5. do not assess readers’ strategic approaches to text. 

6. do not require reader to synthesize information from various parts of the text. 

7. do not assess how well the reader asks (and answers) good questions about 
text. 

8. do not assess reading habits and attitudes toward reading. 

9. fragment reading and report scores of isolated skills. 

10. do not assess fluency. 

11. fail to assess application of knowledge. 

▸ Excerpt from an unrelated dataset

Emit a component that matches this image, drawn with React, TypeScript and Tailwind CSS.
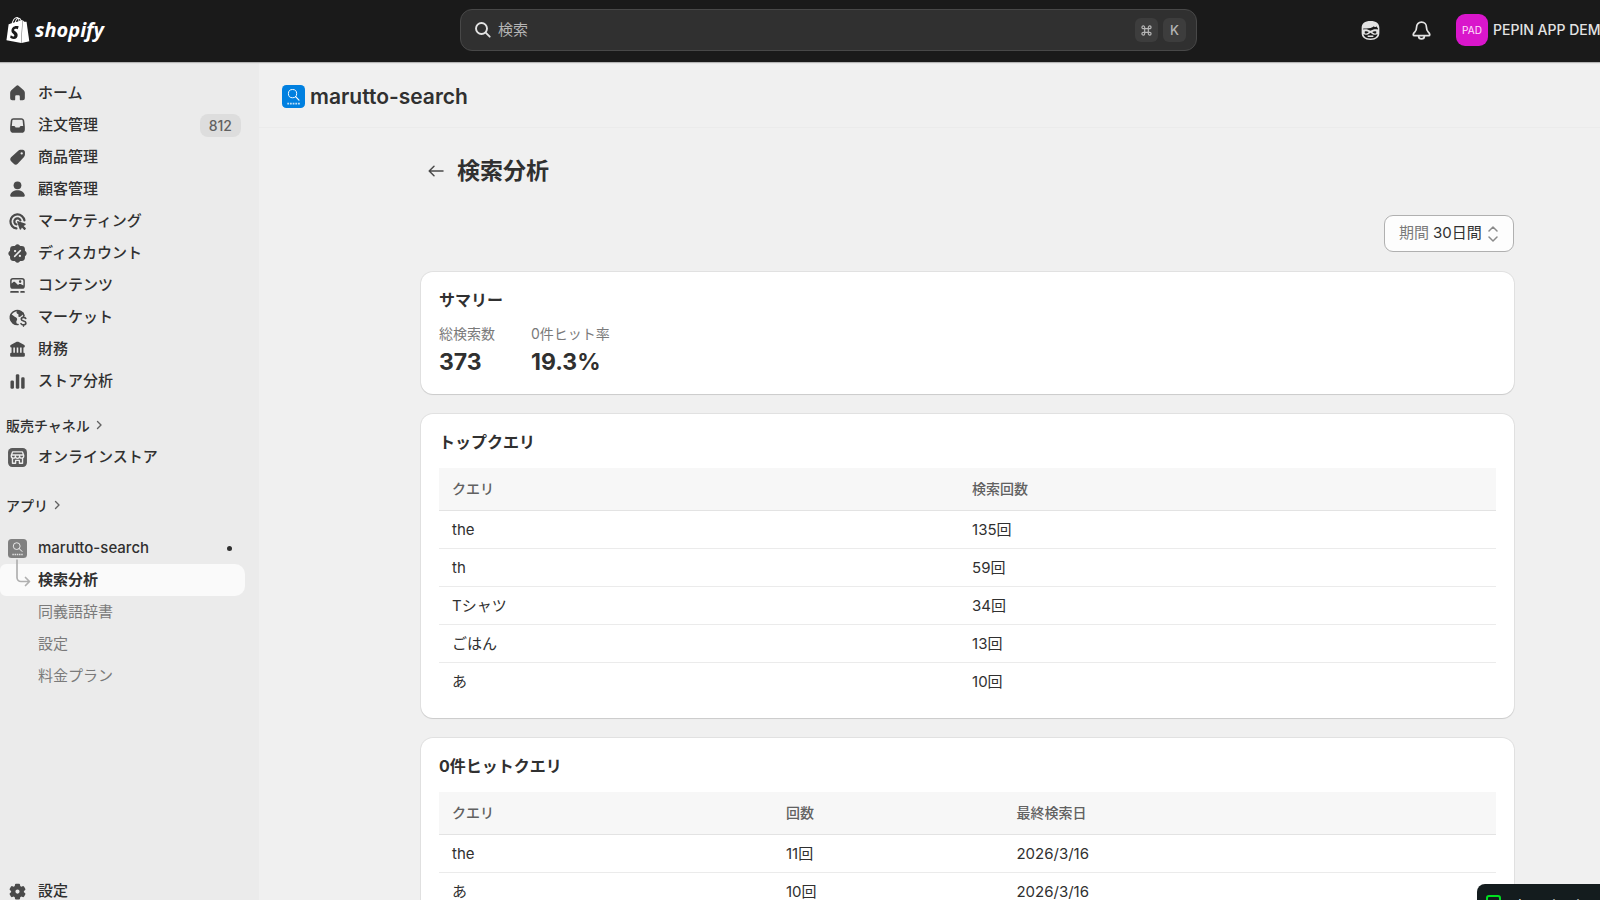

Perhaps in response to such criticism, a growing number of states, forsaking 
reliance on commercially developed reading tests, have developed their own assessment 
measures (Afflerbach, 1 990). One such state, New Jersey, works collaboratively with an 
outside vendor to produce ongoing editions of its statewide high school graduation test 
called the HSPT (High School Proficiency Test), which measures students in reading, 
writing, and mathematics. This paper will first describe the HSPT reading test and then 
discuss how well it has met the objections raised by Valencia and Pearson that 
standardized reading tests do not reflect current thinking about the reading process. 

In 1995-96 the author spent seven days as a member of New Jersey’s reading 
content committee, reviewing passages and items for inclusion on upcoming reading 
tests. Findings presented are based on this participant-observer experience, as well as the 
New Jersey Department of Education’s Report of the Reading Committee (1990), Cycle I 
District Guidelines (1995), and the Reading Instructional Guide (1997). 

DESCRIPTION OF THE TEST 

Background. In 1988 New Jersey passed legislation moving its High School 
Proficiency Test (HSPT) from ninth grade to eleventh grade and mandated that, as a 
graduation requirement, all students entering high school on or after September 1, 1991 



must pass the HSPT (New Jersey, 1995). Given to all eleventh graders except LEP 
(limited English proficient) and special education students, the HSPT reading test is one 
of three tests (reading, writing, mathematics) that must be passed. All eighth graders are 
given an Early Warning Test (EWT) to identify students at risk of failing the HSPT; 
school districts may develop local remedial or other instructional intervention programs 
to assist these at-risk students. Students who fail the HSPT may retake it later in the 
eleventh grade and again in the twelfth grade. Students in twelfth grade who meet all 
other state and local graduation standards but still have not passed all or part of the HSPT 
must be provided an alternative, untimed assessment (called SRA, Special Review 
Assessment) to exhibit mastery of HSPT competencies. 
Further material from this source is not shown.